Tour du monde des terres françaises oubliées, de Bruno Fuligni




Très vite lu, ce petit bouquin de 130 pages et des poussières fait le tour d’un tas de… poussières, justement. Reliquats oubliés de l’empire colonial, confettis d’Europe rattachés à la France pour de lointaines raisons historiques, îles fantômes qui ont sombré ou n’ont jamais existé, il y en a pour tous les goûts !
À titre personnel, ma préférée reste l’île Julia, gros caillou volcanique qui apparaît et disparaît de temps à autre au centre de la Méditerranée. Elle fut solennellement annexée par la France dans les années 1830, quelques semaines avant qu’elle ne sombre sous le nez des Anglais qui venaient l’ajouter aux domaines de Sa Gracieuse Majesté. Abondamment cité, le compte rendu donné par les braves scientifiques qui y ont déployé le drapeau tricolore oscille entre Jules Verne, Lovecraft et Courteline.

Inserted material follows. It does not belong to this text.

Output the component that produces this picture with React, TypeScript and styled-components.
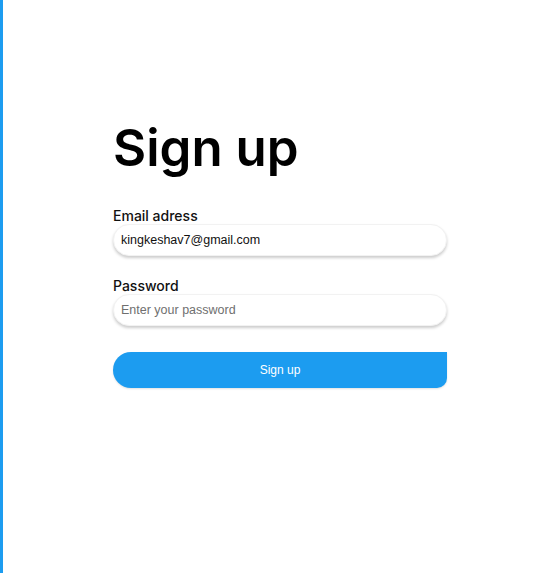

La corbeille de mariée contient aussi un bout des Galapagos revendiqué par un village basque, une part d’Antarctique presque aussi grande que la métropole, les quelques hectares du domaine de l’Empereur à Sainte-Hélène, une poignée d’îles à naufragés plus ou moins épouvantables, sans oublier une collection de rochers épars aux quatre coins des sept mers (doit-on dire « aux sept coins », dans ce cas ?) Certains relèvent sans doute de l’erreur de navigation, voire du canular. D’autres, comme l’île des Démons, quelque part entre Islande et Canada, sont attestées au XVIe siècle, ont laissé des traces littéraires, mais ne se montrent plus. Pourquoi ? Allez savoir…
Notons, soit dit en passant, la modernité n’entame qu’assez peu le brouillard dans lequel baigne une bonne partie de ces domaines. Certains de ces braves cailloux jouissent d’un microclimat assez pourri pour être impossibles à cartographier par satellite, d’autres apparaissent sur des applications de géolocalisation alors qu’ils n’existent pas, à moins que ce ne soit le contraire… C’est toujours bon de voir qu’il reste des espaces d’incertitude dans ce monde panoptique !
L’histoire de tous ces bidules remet l’épopée à la portée des imbéciles : vite, saoulons l’Anglais qui veut s’emparer de l’archipel Machin et hâtons-nous de prendre la mer pendant son sommeil, qu’il nous trouve sur place ! Au passage, on entrevoit une face étrange de la IIIe République, annexant des îles désertes pour y envoyer des collecteurs d’impôts, ou changeant par décret d’honnêtes entrepreneurs en maharadjahs…
 À l’époque moderne, une mention spéciale aux îles Kerguelen, habitées par des scientifiques qui se sont petit à petit dotés d’un « français » spécialise, évolutif et précieux pour souder le groupe (un phénomène qui me rappelle les rôlistes, tiens). Nous sortons du chapitre qui leur est consacrées un peu ahuris par les cinq pages de lexique des îliens.
Et bien sûr, on visite Clipperton, l’îlot qui a failli nous valoir une guerre avec le Mexique, dont l’auteur donne obligeamment le code postal tout en signalant qu’il n’existe ni habitants pour recevoir de courrier, ni boîtes aux lettres.
Certains sujets auraient mérité d’être creusés, comme celui des deux mille et quelques cimetières militaires français à l’étranger. Mis bout à bout, ils doivent représenter une sacrée surface ! Hélas, ce tour du monde se fait au pas de course, c’est son principal défaut.
En prime, la jaquette se déplie pour former une jolie carte pleine d’animaux improbable et de petits drapeaux français plantés sur des îles surdimensionnées.